St. Thomas tax attorney Erika Kellerhals testifies on the Tax Commission bill Tuesday. (Photo by Barry Leerdam for the V.I. Legislature)
St. Thomas tax attorney Erika Kellerhals testifies on the Tax Commission bill Tuesday. (Photo by Barry Leerdam for the V.I. Legislature)

Erika Kellerhals, an attorney representing the St. Thomas-St. John Chamber of Commerce, supports the initiative, but raised several concerns, including insufficient time for the commission to undertake a comprehensive review.

Kellerhals also recommended creating a taxpayer registry, tied into the Department of Licensing and Consumer Affairs and the Division of Corporations and Trademarks under the Office of the Lieutenant Governor.

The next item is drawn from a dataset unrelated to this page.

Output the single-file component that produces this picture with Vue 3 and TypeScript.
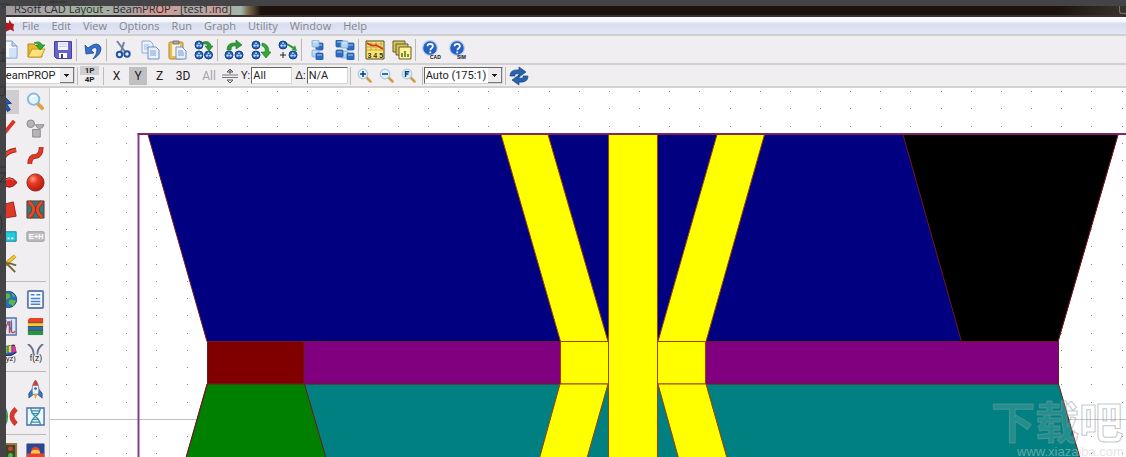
<script setup lang="ts">
import { ref } from 'vue'

type Tool = { name: string; art: string }

const rings = (x: number, y: number): string =>
  `<circle cx="${x}" cy="${y}" r="4" fill="#2563b8" stroke="#123f86"/><circle cx="${x - 1.4}" cy="${y + 0.6}" r="1.2" fill="#c4deff"/><circle cx="${x + 1.6}" cy="${y + 0.6}" r="1.2" fill="#c4deff"/><circle cx="${x}" cy="${y - 1.8}" r=".9" fill="#c4deff"/>`
const block = (x: number, y: number, light = false): string =>
  `<rect x="${x}" y="${y}" width="7" height="7" rx="1" fill="${light ? '#b4d4f3' : '#2d6cc4'}" stroke="${light ? '#7ea8d6' : '#1f56a4'}" stroke-width=".8"/><path d="M${x + 1} ${y + 1}h5v2h-5z" fill="#fff" opacity=".3"/>`
const lens = (mark: string): string =>
  `<path d="M12 12l6 6" stroke="#d69a45" stroke-width="3.4" stroke-linecap="round"/><circle cx="8" cy="8" r="6.4" fill="#dff2fc" stroke="#a3cce6" stroke-width="1.6"/><path d="${mark}" fill="none" stroke="#173c66" stroke-width="2"/>`
const help = (label: string): string =>
  `<circle cx="8" cy="8" r="7.4" fill="#2461c4" stroke="#c3d5ee" stroke-width="1.2"/><path d="M5.500 6.300c0-3.200 5.400-3.200 5.400 0 0 2-2.600 1.800-2.600 4M8.300 11.500v1.800" fill="none" stroke="#fff" stroke-width="1.8"/><text x="8" y="19" font-family="Liberation Sans" font-weight="700" font-size="5" fill="#111">${label}</text>`

const groups: Tool[][] = [
  [
    { name: 'New', art: '<path d="M2 1h11l5 5v12H2z" fill="#f8fbff" stroke="#7d9ccc"/><path d="M13 1v5h5" fill="#bcd0ed" stroke="#7d9ccc"/><path d="M10 8h7v9h-7z" fill="#d4e2f5"/>' },
    { name: 'Open', art: '<path d="M2 17V4h6l2 2h6v11z" fill="#e9b72f" stroke="#b98818"/><path d="M2 17l4-8h13l-4 8z" fill="#ffe27a" stroke="#c8961e"/><path d="M8 3q6-3 8 2h3l-5 5-4-5h3q-1-2-5-2z" fill="#35ab32" stroke="#168018" stroke-width=".7"/>' },
    { name: 'Save', art: '<path d="M1.500 1.500h17v17h-15l-2-2z" fill="#6564c5" stroke="#4140a0"/><path d="M5 2h10v8H5z" fill="#f4f4ff"/><path d="M6 4h8M6 6.500h8" stroke="#c7c7e9"/><path d="M6 13h8v5H6z" fill="#fff"/><path d="M8 14h2v4H8z" fill="#3d3c91"/>' },
  ],
  [{ name: 'Undo', art: '<path d="M2 5l1 9 8-1-3-3q5-5 6 0 0 4-4 9 8-4 8-11Q15 0 5 8z" fill="#3771c7" stroke="#184a93" stroke-width=".8"/>' }],
  [
    { name: 'Cut', art: '<path d="M4 1l9 12M11 2L8 12" stroke="#6c859e" stroke-width="2"/><circle cx="6.500" cy="14.500" r="2.700" fill="#e9f1fc" stroke="#2454a0" stroke-width="2"/><circle cx="14" cy="14" r="2.700" fill="#e9f1fc" stroke="#2454a0" stroke-width="2"/>' },
    { name: 'Copy', art: '<path d="M2 1h8l3 3v9H2z" fill="#eaf1fc" stroke="#91a9d5"/><path d="M4 5h5M4 7h5M4 9h5" stroke="#a6bce0"/><path d="M8 7h8l3 3v9H8z" fill="#eaf1fc" stroke="#6f90ca"/><path d="M10 11h6M10 13h6M10 15h6" stroke="#7da0d4"/>' },
    { name: 'Paste', art: '<rect x="2" y="2" width="14" height="17" rx="1.500" fill="#e8bd54" stroke="#b1842a"/><path d="M5 4h8v12H5z" fill="#fff4cf"/><path d="M6 1h6v3H6z" fill="#a9a9a9" stroke="#777"/><path d="M9 7h6l4 4v8H9z" fill="#eaf1fc" stroke="#7191c8"/><path d="M11 11h5M11 13h6M11 15h6" stroke="#7797cd"/>' },
    { name: 'Duplicate', art: rings(5, 5) + rings(5, 15) + rings(14.5, 15) + '<path d="M9 2q7-2 8 4h2l-4 5-4-5h3q-1-3-5-2z" fill="#2f9b35" stroke="#167324" stroke-width=".6"/>' },
  ],
  [
    { name: 'Flip horizontally', art: rings(5, 15) + rings(15, 15) + '<path d="M3 10q0-8 9-7V0l6 5-6 4V6q-5-1-5 4z" fill="#2f9b35" stroke="#167324" stroke-width=".6"/>' },
    { name: 'Flip vertically', art: rings(5, 5) + rings(5, 15) + '<path d="M11 3q7 1 7 9h2l-5 6-5-6h4q1-5-3-6z" fill="#35a739" stroke="#167324" stroke-width=".6"/>' },
    { name: 'Offset', art: rings(5, 5) + rings(15, 15) + '<path d="M9 3l7 4 1-2 2 6-6-1 2-1-6-4z" fill="#2f9b35"/><path d="M5 12v6M2 15h6" stroke="#222"/>' },
  ],
  [
    { name: 'Bring forward', art: block(8, 3) + block(4, 0, true) + block(4, 10, true) + block(8, 13) },
    { name: 'Arrange', art: block(1, 0) + block(12, 3) + block(6, 1, true) + block(6, 11, true) + block(1, 10) + block(12, 13) },
  ],
  [
    { name: 'Symbol table', art: '<path d="M1 1h18v18H1z" fill="#fbe46a" stroke="#544a24"/><path d="M1 4h18M1 7h18M1 10h18M6 1v9M11 1v9M16 1v9" stroke="#ad984a" stroke-width=".7"/><path d="M2 3q6 4 9 2l7 4" fill="none" stroke="#d63725" stroke-width="1.800"/><text x="2.500" y="17.500" font-family="Liberation Sans" font-size="7" font-weight="700" fill="#333">3 4 5</text>' },
    { name: 'Layers', art: '<g fill="#d9c75c" stroke="#625c2b"><path d="M1 1h12v11H1z"/><path d="M4 4h12v11H4z"/><path d="M7 7h12v12H7z" fill="#fff29b"/></g><path d="M9 17v-4h2v4zM12 17v-6h2v6zM15 17v-3h2v3z" fill="#75923e"/>' },
  ],
  [{ name: 'CAD help', art: help('CAD') }, { name: 'Simulation help', art: help('SIM') }],
]

const zooms: Tool[] = [
  { name: 'Zoom in', art: lens('M8 4v8M4 8h8') },
  { name: 'Zoom out', art: lens('M4 8h8') },
  { name: 'Zoom full', art: lens('M6 12V5h5M6 8h4') },
]

const palette: Tool[][] = [
  [
    { name: 'Select', art: '<path d="M3 0l11 11-5 .5 4 6-3 2-4-7-3 4z" fill="#2359b8" stroke="#12377a"/>' },
    { name: 'Magnify', art: '<path d="M12 12l5 5" stroke="#dfa33f" stroke-width="4" stroke-linecap="round"/><circle cx="8" cy="7.5" r="6" fill="#def5fd" stroke="#88b9dd" stroke-width="2"/><path d="M5 7q1-4 5-3" stroke="#fff" stroke-width="2" fill="none"/>' },
    { name: 'Straight', art: '<path d="M2 18L15 2" stroke="#d93522" stroke-width="4"/>' },
    { name: 'Shapes', art: '<g fill="#b5b5b8" stroke="#88888c"><circle cx="5" cy="5" r="4"/><path d="M10 6h9q-1 4-4.500 4T10 6zM7 11h8v8H7z"/></g>' },
    { name: 'Arc', art: '<path d="M2 18Q3 6 17 4" fill="none" stroke="#9d251a" stroke-width="5"/><path d="M2 18Q3 6 17 4" fill="none" stroke="#e84630" stroke-width="3"/>' },
    { name: 'S-bend', art: '<path d="M4 19q0-8 6-8 6-1 6-10" fill="none" stroke="#9e2117" stroke-width="5"/><path d="M4 19q0-8 6-8 6-1 6-10" fill="none" stroke="#e23b25" stroke-width="3.500"/>' },
    { name: 'Lens', art: '<path d="M1 10q9-10 17 0-8 10-17 0z" fill="#d7291d" stroke="#8b1711"/><path d="M5 8q5-4 9 0" stroke="#ff7960" fill="none"/>' },
    { name: 'Circle', art: '<circle cx="10" cy="10" r="9" fill="url(#ball)" stroke="#9a2018"/>' },
    { name: 'Polygon', art: '<path d="M2 5l12-3 3 15-12 2-4-7z" fill="#e23826" stroke="#9a2018"/>' },
    { name: 'Crossing', art: '<path d="M1 1h18v18H1z" fill="#2d7d79" stroke="#78302b"/><path d="M3 2q5 4 5 8t-5 8M17 2q-5 4-5 8t5 8" fill="none" stroke="#8c2a1c" stroke-width="4.500"/><path d="M3 2q5 4 5 8t-5 8M17 2q-5 4-5 8t5 8" fill="none" stroke="#e8492c" stroke-width="3"/>' },
    { name: 'Label', art: '<path d="M2 5h15v10H2z" fill="#25c9dc" stroke="#13889b"/><path d="M4 12h2m2 0h2m2 0h2" stroke="#fff" stroke-width="2"/>' },
    { name: 'Fields', art: '<rect x="1" y="5" width="18" height="10" rx="1" fill="#bfbfc2" stroke="#97979a"/><text x="3" y="13" font-family="Liberation Sans" font-weight="700" font-size="8" fill="#fff">E+H</text>' },
    { name: 'Measure', art: '<path d="M1 15L16 2" stroke="#b98f1d" stroke-width="4"/><path d="M1 15L16 2" stroke="#efc63a" stroke-width="2.500"/><path d="M1 10q7-2 16 2M7 10l9 9" fill="none" stroke="#756638" stroke-width="2"/>' },
  ],
  [
    { name: 'Global', art: '<circle cx="9" cy="10" r="8.500" fill="#2273be" stroke="#164984"/><path d="M4 3l6 1 1 4-5 2-3-2zM10 10l7 1-3 6-5-3zM12 3l4 3-2 2z" fill="#66b33e"/>' },
    { name: 'Symbols', art: '<rect x="2" y="1" width="16" height="18" rx="1" fill="#f4f9ff" stroke="#657fac" stroke-width="2"/><path d="M5 5h4m2 0h4M5 9h10M5 12h10M5 15h10" stroke="#4f83c8" stroke-width="1.600"/>' },
    { name: 'Plot', art: '<path d="M1 1h16v18H1z" fill="#d9e9fa" stroke="#5573a9" stroke-width="1.500"/><path d="M5 17q2-12 5-12v12M12 5v10q1 3 4 0" fill="none" stroke="#c3454d" stroke-width="1.600"/><path d="M2 4h5l5 10V3" fill="none" stroke="#416fb8"/>' },
    { name: 'Materials', art: '<path d="M2 3l2-2h14v5H2z" fill="#e84029"/><path d="M2 6h16v4H2z" fill="#ffc627"/><path d="M2 10h16v4H2z" fill="#2d69b9"/><path d="M2 14h16v5H2z" fill="#249543"/><path d="M2 6h16M2 10h16M2 14h16" stroke="#4d4b43"/>' },
    { name: 'Index profile', art: '<path d="M4 3l11-2 2 8-5 3H3z" fill="#3248d0" stroke="#222"/><path d="M5 3l3-1v8H4z" fill="#5bcf35"/><path d="M9 2l3-1v8H9z" fill="#f1d930"/><path d="M13 2h3l1 6-4 1z" fill="#df35a0"/><text x="2" y="18" font-family="Liberation Sans" font-size="8" fill="#222">xyz)</text>' },
    { name: 'Taper function', art: '<path d="M2 0q6 4 6 11M18 0q-6 4-6 11" fill="none" stroke="#64748d" stroke-width="2"/><text x="4" y="18" font-family="Liberation Sans" font-size="9" fill="#222">f(z)</text>' },
  ],
  [
    { name: 'Blank tool', art: '' },
    { name: 'Launch', art: '<path d="M7 9l-4 5v5l5-4M13 9l4 5v5l-5-4" fill="#3973bd" stroke="#244f8e" stroke-width=".8"/><path d="M10 0Q5 6 7 15h6Q15 6 10 0z" fill="#edf3fa" stroke="#6c85a7"/><path d="M7 6q1-4 3-6 2 2 3 6z" fill="#d13e32"/><circle cx="10" cy="9" r="1.500" fill="#2f72bb"/><path d="M8 15h4l-2 5z" fill="#f5a51d"/>' },
    { name: 'Coupler', art: '<path d="M4 1q5 9 0 18" fill="none" stroke="#2a9c53" stroke-width="4"/><path d="M17 2q-9 8 0 16" fill="none" stroke="#d53830" stroke-width="5"/>' },
    { name: 'Grating', art: '<path d="M1 1h18v18H1z" fill="#effafc" stroke="#4a6ea9" stroke-width="1.500"/><path d="M5 1q0 5 5 9t5 9M15 1q0 5-5 9t-5 9M6 4h8M7 7h6M7 13h6M6 16h8" fill="none" stroke="#2f8fa6" stroke-width="1.400"/>' },
  ],
  [
    { name: 'Monitor', art: '<path d="M1 1h16v18H1z" fill="#38472c" stroke="#9d793f" stroke-width="2"/><circle cx="11" cy="6" r="2.500" fill="#d8402f"/><circle cx="11" cy="13" r="2.500" fill="#49ba3f"/>' },
    { name: 'Simulation', art: '<path d="M1 1h18v18H1z" fill="#29479a" stroke="#364779"/><path d="M1 11h4q0-7 5-7t5 7h4v4H1z" fill="#e5452e"/><path d="M5 11q0-4 5-4t5 4z" fill="#f8c743"/><path d="M1 15h18v4H1z" fill="#459fc5"/>' },
  ],
]

const menus = ['File', 'Edit', 'View', 'Options', 'Run', 'Graph', 'Utility', 'Window', 'Help']
const axes = ['X', 'Y', 'Z', '3D', 'All']
const axis = ref('Y')
const program = ref('BeamPROP')
const scale = ref('Auto (175:1)')
const yCut = ref('All')
const delta = ref('N/A')

const dots = Array.from({ length: 36 * 22 }, (_, i) => ({
  x: Math.round(66 + (i % 36) * 30.16),
  y: Math.round(91 + Math.floor(i / 36) * 17.26),
}))
</script>

<template>
  <div class="desktop">
    <svg class="desk-marks" viewBox="0 0 70 457" aria-hidden="true">
      <path d="M0 4h10M2 7h9M40 1v5M49 2h18M53 0v5M0 53h6M3 48v14M0 61h6M0 87q5-3 5 4t-5 4M0 167h6M0 173l6 0-6 9h6M0 215q4 9 0 19" />
    </svg>
    <main class="window">
      <header class="title"><span>RSoft CAD Layout - BeamPROP - [test1.ind]</span><i class="corner"></i></header>
      <nav class="menu">
        <svg class="app-mark" viewBox="0 0 10 16" aria-hidden="true"><path d="M0 4l3 1 1-4 2 4 3 1-1 4 1 4-4-2-5 2z" fill="#b3191b" /></svg>
        <button v-for="m in menus" :key="m" type="button">{{ m }}</button>
      </nav>
      <div class="bar tools">
        <div v-for="(g, gi) in groups" :key="gi" class="group">
          <button v-for="t in g" :key="t.name" type="button" class="tool" :aria-label="t.name">
            <svg viewBox="0 0 20 20" v-html="t.art"></svg>
          </button>
        </div>
      </div>
      <div class="bar options">
        <select v-model="program" class="program" aria-label="Program"><option>BeamPROP</option></select>
        <i class="rule"></i>
        <button type="button" class="port" aria-label="Pane layout"><b>1P</b><b>4P</b></button>
        <i class="rule"></i>
        <div class="axes">
          <button v-for="a in axes" :key="a" type="button" :class="{ on: axis === a, dim: a === 'All' }" @click="axis = a">{{ a }}</button>
        </div>
        <button type="button" class="step" aria-label="Step position">
          <svg viewBox="0 0 16 16"><path d="M0 7h16M0 9.500h16" stroke="#777" /><path d="M8 1v5M5 4h6M5 12h6M5 4l3-3 3 3M5 12l3 3 3-3" fill="none" stroke="#555" /></svg>
        </button>
        <label for="ycut">Y:</label><input id="ycut" v-model="yCut" type="text" />
        <label for="delta">Δ:</label><input id="delta" v-model="delta" type="text" />
        <i class="rule"></i>
        <div class="zooms">
          <button v-for="z in zooms" :key="z.name" type="button" :aria-label="z.name"><svg viewBox="0 0 20 20" v-html="z.art"></svg></button>
        </div>
        <i class="rule"></i>
        <select v-model="scale" class="scale" aria-label="Scale"><option>Auto (175:1)</option></select>
        <i class="rule"></i>
        <button type="button" class="refresh" aria-label="Refresh">
          <svg viewBox="0 0 20 20"><path d="M1 10Q1 3 10 4V1l7 5-7 5V8Q5 7 6 10zM19 10q0 7-9 6v3l-7-5 7-5v3q5 1 4-2z" fill="#2763ad" stroke="#174681" stroke-width=".7" /></svg>
        </button>
      </div>
      <div class="work">
        <aside class="palette">
          <svg class="defs" aria-hidden="true"><defs><radialGradient id="ball" cx=".35" cy=".3" r=".7"><stop offset="0" stop-color="#ff9a80" /><stop offset=".4" stop-color="#e83a25" /><stop offset="1" stop-color="#b81b12" /></radialGradient></defs></svg>
          <div v-for="(s, si) in palette" :key="si" class="section">
            <button v-for="t in s" :key="t.name" type="button" :class="{ held: t.name === 'Select' }" :aria-label="t.name"><svg viewBox="0 0 20 20" v-html="t.art"></svg></button>
          </div>
        </aside>
        <section class="canvas">
          <svg viewBox="50 88 1076 369" preserveAspectRatio="xMinYMin slice" role="img" aria-label="Waveguide layout">
            <g fill="#8a8a8a"><rect v-for="(d, i) in dots" :key="i" :x="d.x" :y="d.y" width="1" height="1" /></g>
            <path d="M50 419.500h1076" stroke="#c4bfc4" />
            <path d="M138.500 457V134h988" fill="none" stroke="#8b3a8b" stroke-width="2" />
            <g stroke="#701820" stroke-width="1">
              <path d="M148 134.500H1118L1058 341.500H207z" fill="#000080" />
              <path d="M903 134.500H1118L1058 341.500H961.500z" fill="#000" />
              <path d="M207.500 341.500H1058.500V384H207.500z" fill="#800080" />
              <path d="M207.500 341.500H304V384H207.500z" fill="#800000" />
              <path d="M207 384H1058.500L1080 458H186z" fill="#008080" />
              <path d="M207.500 384H304.500L326 458H186z" fill="#008000" />
            </g>
            <g fill="#ff0" stroke="#a04000" stroke-width="1">
              <path d="M501 134.500H548L608 341.500H560.500zM717 134.500H764.500L706 341.500H658z" />
              <path d="M560.500 341.500H608.500V384H560.500zM657.500 341.500H705.500V384H657.500z" />
              <path d="M560 384H608L587 458H539.500zM658 384H706L727 458H678.500z" />
              <path d="M608.500 134.500H657.500V458H608.500z" />
            </g>
            <path d="M137.500 134H1126" stroke="#7d206d" stroke-width="1.500" />
            <g class="watermark">
              <text x="991" y="439" class="brand">下载吧</text>
              <text x="1017" y="456" class="site">www.xiazaiba.com</text>
            </g>
          </svg>
        </section>
      </div>
    </main>
  </div>
</template>

<style>
body { margin: 0; background: #444446; }
</style>

<style scoped>
* { box-sizing: border-box; }
.desktop { position: relative; height: 100vh; padding: 6px 0 0 6px; overflow: hidden; background: #444446; font-family: "Open Sans", "Noto Sans", sans-serif; }
.desk-marks { position: absolute; left: 0; top: 0; width: 70px; height: 457px; fill: none; stroke: #303033; }
.window { position: relative; display: flex; flex-direction: column; height: 100%; overflow: hidden; background: #f0eef1; }
button { display: flex; align-items: center; justify-content: center; flex: none; padding: 0; border: 0; background: none; color: inherit; font: inherit; }
svg { display: block; flex: none; }
.title { display: flex; justify-content: space-between; flex: none; height: 11px; overflow: hidden; border-bottom: 2px solid #3a302d; background: linear-gradient(90deg, #9d9c9e 0, #a9a5a7 40px, #a2b69d 80px, #a8a7a9 120px, #d99a92 155px, #aca8a9 185px, #c9a099 212px, #9db8ae 235px, #7d6a4c 242px, #1c130f 255px, #1c130f 94%, #39332d 100%); }
.title span { padding-left: 8px; color: #29292d; font-size: 11px; line-height: 10px; margin-top: -2px; white-space: nowrap; }
.corner { width: 7px; height: 8px; border: 1px solid #77736a; border-width: 0 0 1px 1px; border-radius: 0 0 0 3px; }
.menu { display: flex; align-items: center; gap: 12px; flex: none; height: 19px; border-bottom: 2px solid #cfcfcf; background: linear-gradient(#fdfdff 0, #f3f5fc 5px, #d9dff0 6px, #e1e4f4 17px); color: #858589; font-size: 11px; }
.app-mark { width: 9px; height: 16px; margin-right: -5px; }
.bar { display: flex; align-items: center; flex: none; border-bottom: 2px solid #d1d1cf; background: #f0eef1; }
.tools { height: 29px; }
.tools::before { content: ""; width: 1px; margin-right: -12px; }
.group { display: flex; align-items: center; }
.group + .group { border-left: 1px solid #b9b9bc; padding-left: 2px; }
.tool { width: 27px; height: 22px; }
.tool svg { width: 20px; height: 20px; }
.options { height: 23px; font-family: Roboto, "Liberation Sans", sans-serif; font-size: 11px; color: #222; }
.rule { flex: none; width: 1px; height: 18px; margin: 0 2px; background: #bcbcbf; }
select, input { height: 17px; border: 1px solid #d5d5d5; border-top-color: #666; border-left-color: #666; border-radius: 0; background: #fff; color: #222; font: inherit; outline: 0; }
select { flex: none; appearance: none; padding: 0 14px 0 1px; background: linear-gradient(#222, #222) right 5px top 6px / 5px 1px no-repeat, linear-gradient(#222, #222) right 6px top 7px / 3px 1px no-repeat, linear-gradient(#222, #222) right 7px top 8px / 1px 1px no-repeat, linear-gradient(#777, #777) right 0 top 0 / 1px 15px no-repeat, linear-gradient(#777, #777) right 0 bottom 0 / 14px 1px no-repeat, linear-gradient(#eeecef, #eeecef) right 0 top 0 / 14px 15px no-repeat, #fff; }
.program { width: 81px; margin-left: -12px; padding-left: 4px; }
.scale { width: 79px; }
.port { flex-direction: column; width: 19px; margin-right: 2px; }
.port b { width: 19px; font-size: 8px; line-height: 10px; }
.port b:first-child { background: #cfcfd2; line-height: 9px; }
.axes { display: flex; align-items: center; }
.axes button { width: 21px; height: 18px; font-size: 12px; }
.axes button.on { width: 18px; background: #c0bfc2; margin: 0 2px; }
.axes button:nth-child(n + 4) { width: 26px; }
.axes .dim { color: #a4a3a6; }
.step { width: 16px; }
.step svg { width: 16px; height: 16px; }
.options label { margin: 0 1px 0 3px; }
.options input { width: 41px; padding: 0 1px; }
.zooms { display: flex; padding-left: 1px; }
.zooms button { width: 22px; }
.zooms svg { width: 15px; height: 15px; }
.scale { margin-left: -1px; }
.refresh { margin-left: 1px; }
.refresh svg { width: 20px; height: 20px; }
.work { display: flex; flex: 1; min-height: 0; }
.palette { position: relative; flex: none; width: 44px; overflow: hidden; border-right: 1px solid #cfcfd2; }
.defs { position: absolute; width: 0; height: 0; }
.section { display: grid; grid-template-columns: 26px 26px; grid-auto-rows: 27px; margin-left: -10px; }
.section + .section { margin: 4px 3px 0 -10px; padding-top: 4px; border-top: 1px solid #bbbbbe; }
.section svg { width: 19px; height: 19px; }
.section .held { height: 24px; margin-top: 2px; margin-right: 3px; background: #cfcdd0; }
.canvas { flex: 1; min-width: 0; background: #fff; }
.canvas svg { width: 100%; height: 100%; }
.watermark { fill: #fff; fill-opacity: .12; stroke: #8b9898; stroke-opacity: .55; stroke-width: 1; }
.brand { font: 700 44px "Noto Sans CJK SC", sans-serif; }
.site { font: 13px "Liberation Sans", sans-serif; fill: #ccc; fill-opacity: .5; stroke-width: 0; }
</style>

This would notify the VIBIR each time a company registers to do business in the territory, which ultimately helps tax collection efforts.

Kellerhals urged lawmakers to create provisions in the bill that would prioritize tax collection efforts, and to move toward an online tax-filing system for the territory.

Bureau of Internal Revenue Director Nominee Joel Lee said his agency supports the bill, but he would rather have the bureau in an advisory role than become a voting member of the commission, as the bill specifies.

Voting to hold the bill in committee were Benta, Blyden, James, Thomas, Vialet, and Frett Gregory. Degazon was absent.

Lease Agreement
Lawmakers also approved a lease agreement between the V.I. government and Victor’s New Hideout, LLC, on St. Thomas. The lease for Parcel No. 179 in Subbase, No. 6 Southside Quarter involves a 20-year lease of a 6,700-square-foot space.

The Department of Property and Procurement agreed on a lease amount of $52,056 per year, with an investment commitment of $500,000 from business owner Victor Sydney for reconstruction and improvements.

Senators raised concerns about the potential to utilize the space for a nightclub operation, urging Sydney to apply for a use variance.

Voting to approve the lease agreement were Blyden, Benta, DeGazon, James, Thomas, Vialet, and Frett Gregory. The lease agreement will go under review by the full Senate body in the next Senate session.